SDI’s Q1 results prove that recycled-content manufacturing can outperform virgin-based production when spreads widen. For the recycling industry, that is the business case.

USA – Steel Dynamics Inc. has recorded net income of US$403 million in the first quarter of 2026, a 46 percent year-over-year increase, driven by record steel shipments of 3.6 million tons from its recycled-content electric arc furnace mills as steel pricing increased faster than ferrous scrap costs.
Within SDI’s Omni network of metals recycling facilities, first quarter operating income reached US$47 million, a 155 percent increase compared with the last three months of 2025, driven by higher ferrous and nonferrous average selling values.
SDI paid an average of US$396 per ton for scrap in Q1 2026, while its average external steel product selling price was US$1,193 per ton.
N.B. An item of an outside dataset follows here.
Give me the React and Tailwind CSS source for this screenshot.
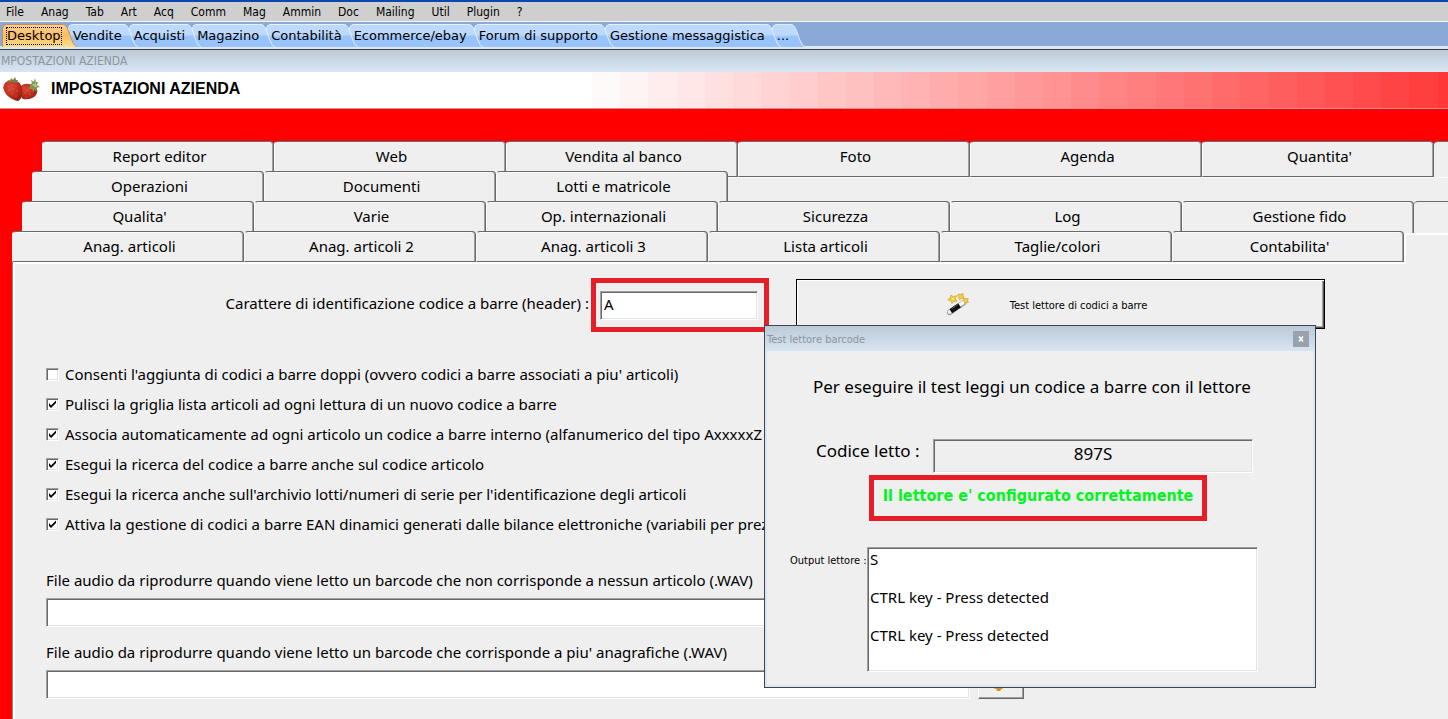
import React, { useState } from 'react';

const menuItems = ['File', 'Anag', 'Tab', 'Art', 'Acq', 'Comm', 'Mag', 'Ammin', 'Doc', 'Mailing', 'Util', 'Plugin', '?'];

const desktopTabs = [
  'Desktop',
  'Vendite',
  'Acquisti',
  'Magazino',
  'Contabilità',
  'Ecommerce/ebay',
  'Forum di supporto',
  'Gestione messaggistica',
  '...',
];

const options = [
  { id: 'doppi', label: "Consenti l'aggiunta di codici a barre doppi (ovvero codici a barre associati a piu' articoli)", checked: false },
  { id: 'pulisci', label: 'Pulisci la griglia lista articoli ad ogni lettura di un nuovo codice a barre', checked: true },
  { id: 'associa', label: 'Associa automaticamente ad ogni articolo un codice a barre interno (alfanumerico del tipo AxxxxxZ', checked: true },
  { id: 'ricerca', label: 'Esegui la ricerca del codice a barre anche sul codice articolo', checked: true },
  { id: 'lotti', label: "Esegui la ricerca anche sull'archivio lotti/numeri di serie per l'identificazione degli articoli", checked: true },
  { id: 'ean', label: 'Attiva la gestione di codici a barre EAN dinamici generati dalle bilance elettroniche (variabili per prezzo)', checked: true },
];

// Classic sunken 3D edge shared by text boxes
const sunken = 'border border-t-[#a0a0a0] border-l-[#a0a0a0] border-b-white border-r-white shadow-[inset_1px_1px_0_#696969,inset_-1px_-1px_0_#e3e3e3]';

const StrawberryIcon = () => (
  <svg width="38" height="26" viewBox="0 0 38 26" aria-hidden="true">
    <defs>
      <radialGradient id="berry" cx="0.4" cy="0.35" r="0.75">
        <stop offset="0" stopColor="#dc4a38" />
        <stop offset="0.6" stopColor="#b92a1c" />
        <stop offset="1" stopColor="#8c1f15" />
      </radialGradient>
    </defs>
    <path d="M18 9c3-3 9-3 13 0 4 2 4 6 2 9-2 3-7 5-13 4-4-3-5-9-2-13z" fill="url(#berry)" />
    <path d="M1 8c2-5 7-5 11-4 5 0 7 5 7 9 0 5 0 9-4 11C9 23 2 18 1 13c-1-2-1-3 0-5z" fill="url(#berry)" />
    <path d="M5 3l2 1 1-3 2 2 2-3 1 3 2 0-1 2 2 1-4 0-3-1-2 1-1-1-2 1z" fill="#7d7a45" />
    <path d="M27 8l2-2-1-3 3 2 1-4 1 4 2 0-1 3 3 2-4 1 1 3-3-1-1 2-1-3-3 0 1-3z" fill="#7d9a4c" />
    <path d="M29 7l3 0 1-3 0 4 3 1-4 1z" fill="#b5c98a" />
    <g fill="#e88a6c">
      <circle cx="5" cy="9" r=".5" /><circle cx="9" cy="8" r=".5" /><circle cx="13" cy="9" r=".5" />
      <circle cx="6" cy="13" r=".5" /><circle cx="10" cy="12" r=".5" /><circle cx="14" cy="14" r=".5" />
      <circle cx="9" cy="17" r=".5" /><circle cx="13" cy="19" r=".5" /><circle cx="21" cy="11" r=".5" />
      <circle cx="25" cy="13" r=".5" /><circle cx="22" cy="16" r=".5" /><circle cx="27" cy="17" r=".5" />
      <circle cx="23" cy="20" r=".5" />
    </g>
  </svg>
);

const WandIcon = () => (
  <svg width="24" height="24" viewBox="0 0 24 24" aria-hidden="true">
    <path d="M3.500 20.500L18 10.500" stroke="#9a9a9a" strokeWidth="5.200" strokeLinecap="round" />
    <path d="M3.500 20L18 10" stroke="#f4f4f4" strokeWidth="3.600" strokeLinecap="round" />
    <path d="M4.800 19.200L13.500 13.200" stroke="#111" strokeWidth="5" />
    <path d="M5.500 17L12 12.500" stroke="#555" strokeWidth="1" />
    <g fill="#f2ce4a" stroke="#d4a52a" strokeWidth=".8" strokeLinejoin="round">
      <path d="M5 3l2.300 1.700 3-.9-1 2.900 1.700 2.500-3 .1-2 2.200-1.300-2.900-3-.8 2.500-1.800z" />
      <path d="M12.500 2l2.200.6 2.300-1.100.1 2.500 1 2.200-2.600.3-1.900 1.300-.7-2.400-1.500-1.300z" />
      <path d="M18.500 6l1.500.9 2.200-.4-.6 1.900.7 1.900-2 0-1.600 1.200-.4-2-1.300-1.200z" />
    </g>
    <path d="M6.500 6l1 1.500" stroke="#fff3b0" strokeWidth="1.200" />
  </svg>
);

const MenuBar = () => (
  <nav className="flex h-[22px] items-center gap-[17px] border-t-2 border-b border-t-[#0a47ae] border-b-[#f4f6f8] bg-[#cfcfcf] pl-1.5 font-['DejaVu_Sans_Condensed','Noto_Sans',sans-serif] text-xs">
    {menuItems.map((item) => (
      <button key={item} type="button">{item}</button>
    ))}
  </nav>
);

const DesktopTab = ({ label, active, order, onSelect }) => (
  <button
    type="button"
    onClick={onSelect}
    className="relative flex h-[23px] whitespace-nowrap"
    style={{ zIndex: order }}
  >
    <span
      className={`flex h-full items-center rounded-tl-[5px] border-t border-l pl-[3px] ${
        active
          ? 'border-[#c98f4a] bg-linear-to-b from-[#fbcf94] via-[#fdbc62] to-[#fde08a]'
          : 'border-[#e4f0ff] bg-linear-to-b from-[#bdd9fb] from-45% to-[#98c4fb] to-55%'
      }`}
    >
      <span className={`relative z-10 border border-dotted leading-4 ${active ? 'border-black' : 'border-transparent'}`}>{label}</span>
    </span>
    <svg className="-mr-2.5 h-[23px] w-4" viewBox="0 0 16 23" aria-hidden="true">
      <defs>
        <linearGradient id={`edge${order}`} x1="0" y1="0" x2="0" y2="1">
          <stop offset={active ? '0' : '0.45'} stopColor={active ? '#fbcf94' : '#bdd9fb'} />
          <stop offset={active ? '0.5' : '0.55'} stopColor={active ? '#fdbc62' : '#98c4fb'} />
          <stop offset="1" stopColor={active ? '#fde08a' : '#98c4fb'} />
        </linearGradient>
      </defs>
      <path d="M0 0C4 0 5 3 7 8C9 14 11 21 15 23L0 23Z" fill={`url(#edge${order})`} />
      <path d="M0 .5C4 .5 5 3 7 8C9 14 11 21 15 23" fill="none" stroke={active ? '#c98f4a' : '#e4f0ff'} />
    </svg>
  </button>
);

const SettingsTab = ({ label, bottom }) => (
  <button
    type="button"
    className={`flex w-[232px] shrink-0 justify-center rounded-t-[4px] border border-t-[#696969] border-r-[#696969] border-l-[#fafafa] bg-[#efefef] pt-[3px] pl-[3px] leading-[22px] shadow-[inset_-1px_0_0_#a0a0a0,inset_0_1px_0_#fafafa] ${
      bottom ? 'border-b-[#696969]' : 'border-b-transparent'
    }`}
  >
    {label}
  </button>
);

const AudioField = ({ id, label }) => (
  <div className="mt-3.5">
    <label htmlFor={id} className="block leading-[22px]">{label}</label>
    <div className="mt-[7px] flex gap-2">
      <input id={id} type="text" className={`h-[29px] w-[924px] bg-white px-1 ${sunken}`} />
      <button
        type="button"
        aria-label="Sfoglia"
        className="flex h-[29px] w-[46px] items-center justify-center border border-t-white border-r-[#696969] border-b-[#696969] border-l-white pr-1 shadow-[inset_-1px_-1px_0_#a0a0a0]"
      >
        <svg width="16" height="12" viewBox="0 0 16 12" aria-hidden="true">
          <path d="M1 1h5l2 2h7l-3 6H3z" fill="#f2c94c" stroke="#a87c1a" />
          <path d="M5 9h6l-2 3H6z" fill="#c9961a" />
        </svg>
      </button>
    </div>
  </div>
);

const BarcodeDialog = ({ onClose }) => (
  <div
    role="dialog"
    aria-label="Test lettore barcode"
    className="absolute top-[325px] left-[764px] h-[363px] w-[552px] border border-[#3c4650] bg-[#efefef] shadow-[inset_0_0_0_2px_#dbe5ef]"
  >
    <div className="flex h-[25px] items-center justify-between bg-linear-to-b from-[#bccad8] to-[#d7e4f1] pr-1.5 pl-0.5 font-['DejaVu_Sans_Condensed','Noto_Sans',sans-serif] text-[11px] text-[#8d959e]">
      <span className="pt-1">Test lettore barcode</span>
      <button type="button" aria-label="Chiudi" onClick={onClose} className="flex size-4 items-center justify-center bg-[#98a2ac]">
        <svg width="6" height="6" viewBox="0 0 6 6" aria-hidden="true">
          <path d="M1 .5L5 5.500M5 .5L1 5.500" stroke="#fff" strokeWidth="1.600" />
        </svg>
      </button>
    </div>
    <p className="mt-6 ml-12 text-[17px] leading-6">Per eseguire il test leggi un codice a barre con il lettore</p>
    <div className="mt-10 ml-[51px] flex">
      <label htmlFor="codice" className="w-[117px] text-[17px] leading-6">Codice letto :</label>
      <input id="codice" type="text" readOnly value="897S" className={`h-[34px] w-80 bg-[#efefef] pb-1.5 text-center text-[17px] ${sunken}`} />
    </div>
    <p className="mt-0.5 ml-[104px] h-[46px] w-[338px] border-5 border-[#e61e28] pt-1 text-center font-['DejaVu_Sans_Condensed','Noto_Sans',sans-serif] text-base leading-6 font-bold text-[#00f51c]">
      Il lettore e' configurato correttamente
    </p>
    <div className="mt-[26px] ml-[25px] flex">
      <label htmlFor="output" className="w-[77px] pt-1.5 font-['DejaVu_Sans_Condensed','Noto_Sans',sans-serif] text-[11px] leading-4">Output lettore :</label>
      <textarea
        id="output"
        readOnly
        value={'S\n\nCTRL key - Press detected\n\nCTRL key - Press detected'}
        className={`h-[125px] w-[391px] resize-none bg-white px-0.5 py-0.5 leading-[19px] ${sunken}`}
      />
    </div>
  </div>
);

const App = () => {
  const [activeTab, setActiveTab] = useState('Desktop');
  const [header, setHeader] = useState('A');
  const [dialogOpen, setDialogOpen] = useState(true);

  return (
    <div className="relative flex min-h-screen flex-col overflow-hidden bg-[#ff0000] font-['Noto_Sans','Open_Sans',sans-serif] text-[15px] text-black">
      <MenuBar />

      {/* Desktop tabs */}
      <div className="flex h-7 items-start border-b border-[#3d3d3d] bg-[#8aa9d6] pt-0.5 pl-0.5 font-['DejaVu_Sans',Verdana,sans-serif] text-[13px] shadow-[inset_0_-3px_0_#dce8f8]">
        {desktopTabs.map((label, i) => (
          <DesktopTab
            key={label}
            label={label}
            active={label === activeTab}
            order={desktopTabs.length - i}
            onSelect={() => setActiveTab(label)}
          />
        ))}
      </div>

      {/* Window title */}
      <div className="flex h-[22px] items-center bg-linear-to-b from-[#bccad8] to-[#d9e5f2] pl-px font-['DejaVu_Sans_Condensed','Noto_Sans',sans-serif] text-xs text-[#8d959e]">
        MPOSTAZIONI AZIENDA
      </div>
      <header className="flex h-[37px] overflow-hidden border-b border-[#c89090] bg-white">
        <div className="flex w-[592px] shrink-0 items-center gap-2.5 pl-[3px]">
          <StrawberryIcon />
          <h1 className="pb-0.5 font-['Liberation_Sans',Arial,sans-serif] text-base font-bold">IMPOSTAZIONI AZIENDA</h1>
        </div>
        <div className="flex w-[874px] shrink-0">
          {Array.from({ length: 31 }, (_, i) => {
            const level = Math.round(250 - i * 6.5);
            return <div key={i} className="flex-1" style={{ backgroundColor: `rgb(255, ${level}, ${level})` }} />;
          })}
        </div>
      </header>

      <main className="flex flex-1 flex-col overflow-hidden pt-8 pl-3">
        {/* Each row sits over the foot of the one behind it */}
        <div className="-mb-1.5 flex h-9 shrink-0 pl-[30px]">
          {['Report editor', 'Web', 'Vendita al banco', 'Foto', 'Agenda', "Quantita'"].map((label) => (
            <SettingsTab key={label} label={label} bottom />
          ))}
          <div className="flex-1 rounded-tl-[4px] border-t border-[#696969] bg-[#efefef]" />
        </div>
        <div className="relative -mb-1.5 flex h-9 shrink-0 pl-5">
          {['Operazioni', 'Documenti', 'Lotti e matricole'].map((label) => (
            <SettingsTab key={label} label={label} />
          ))}
          <div className="mt-1.5 flex-1 border-t border-[#fafafa] bg-[#efefef]" />
        </div>
        <div className="relative -mb-1.5 flex h-9 shrink-0 pl-2.5">
          {["Qualita'", 'Varie', 'Op. internazionali', 'Sicurezza', 'Log', 'Gestione fido'].map((label) => (
            <SettingsTab key={label} label={label} />
          ))}
          <div className="flex-1 rounded-tl-[4px] border-t border-[#696969] bg-[#efefef]" />
        </div>
        <div className="relative z-10 flex h-[31px] shrink-0">
          {['Anag. articoli', 'Anag. articoli 2', 'Anag. articoli 3', 'Lista articoli', 'Taglie/colori', "Contabilita'"].map((label) => (
            <SettingsTab key={label} label={label} bottom />
          ))}
          <div className="mt-0.5 -mb-0.5 flex-1 rounded-tl-[4px] border-t-2 border-l-2 border-white bg-[#efefef]" />
        </div>

        <div className="relative flex-1 border-l border-[#8a8a8a] bg-[#efefef] pl-[33px] shadow-[inset_2px_2px_0_#fff]">
          <div className="flex pt-4">
            <label htmlFor="header" className="w-[545px] shrink-0 pt-3.5 pr-0.5 text-right leading-[22px]">
              Carattere di identificazione codice a barre (header) :
            </label>
            <div className="h-[54px] w-[178px] shrink-0 border-5 border-[#e61e28] px-1 py-2">
              <input
                id="header"
                type="text"
                value={header}
                onChange={(e) => setHeader(e.target.value)}
                className={`h-[29px] w-[158px] bg-white px-[3px] pb-1 ${sunken}`}
              />
            </div>
            <button
              type="button"
              onClick={() => setDialogOpen(true)}
              className="mt-px ml-[27px] flex h-[50px] w-[529px] shrink-0 items-center justify-center gap-10 border border-black pr-7 font-['DejaVu_Sans_Condensed','Noto_Sans',sans-serif] text-[11px] shadow-[inset_1px_1px_0_#fff,inset_-1px_-1px_0_#555,inset_-2px_-2px_0_#a0a0a0]"
            >
              <WandIcon />
              <span className="pt-1">Test lettore di codici a barre</span>
            </button>
          </div>

          <ul className="mt-[27px]">
            {options.map((option) => (
              <li key={option.id} className="flex h-[30px] items-center">
                <label className="flex items-center gap-1.5 whitespace-nowrap">
                  <span className="relative size-[13px]">
                    <input
                      type="checkbox"
                      name={option.id}
                      defaultChecked={option.checked}
                      className={`peer block size-[13px] appearance-none bg-white ${sunken}`}
                    />
                    <svg className="pointer-events-none absolute inset-0 hidden peer-checked:block" viewBox="0 0 13 13" aria-hidden="true">
                      <path d="M3 5v3l2 2 5-5V2.500l-5 5z" fill="#000" />
                    </svg>
                  </span>
                  {option.label}
                </label>
              </li>
            ))}
          </ul>

          <div className="pt-4">
            <AudioField id="audio-nessuno" label="File audio da riprodurre quando viene letto un barcode che non corrisponde a nessun articolo (.WAV)" />
            <AudioField id="audio-multipli" label="File audio da riprodurre quando viene letto un barcode che corrisponde a piu' anagrafiche (.WAV)" />
          </div>
        </div>
      </main>

      {dialogOpen && <BarcodeDialog onClose={() => setDialogOpen(false)} />}
    </div>
  );
};

export default App;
The US$86 per ton spread between scrap input and steel output drove margin expansion across the steel operations.
How Recycled Content Drives Profitability
SDI’s electric arc furnace steelmaking process uses recycled ferrous scrap as its primary feedstock, unlike traditional integrated mills that use iron ore and coal.
This model requires reliable access to scrap and efficient recycling operations.
The Omni network’s 155 percent operating income increase demonstrates that when steel prices rise, scrap-fed EAF mills can capture margin more quickly than integrated mills, which face longer lags between raw material cost increases and finished steel price adjustments.
The company’s steel operations generated US$557 million in operating income in Q1 2026, 73 percent higher than the prior quarter.
SDI cites record shipments and metal spread expansion across the platform as steel pricing increased more than ferrous scrap costs.
The energy, nonresidential construction, automotive, and industrial sectors led steel demand in the quarter.
Expanding into Recycled-Content Aluminum
Mark D. Millett, board chair and CEO of SDI, explained that the company has deliberately aligned its growth strategy with customers’ developing needs, prioritizing product excellence, supply-chain efficiency, and sustainability.
Building on strong positions in steel, SDI is expanding into high recycled-content aluminum to serve adjacent markets where customer demand is accelerating.
The aluminum team continues making progress commissioning the Columbus, Mississippi aluminum flat-rolled products mill, as well as the San Luis Potosi, Mexico satellite recycled aluminum slab center.
Two of three planned cold mills are ramping operations, and the first of two planned continuous annealing solution heat (CASH) lines is now operational.
When Scrap Becomes Strategic
A steel mill that pays US$396 for scrap and sells steel for US$1,193 per ton is not just recycling, it is engineering margin.
SDI’s Q1 results prove that recycled-content manufacturing can outperform virgin-based production when spreads widen. For the recycling industry, that is the business case.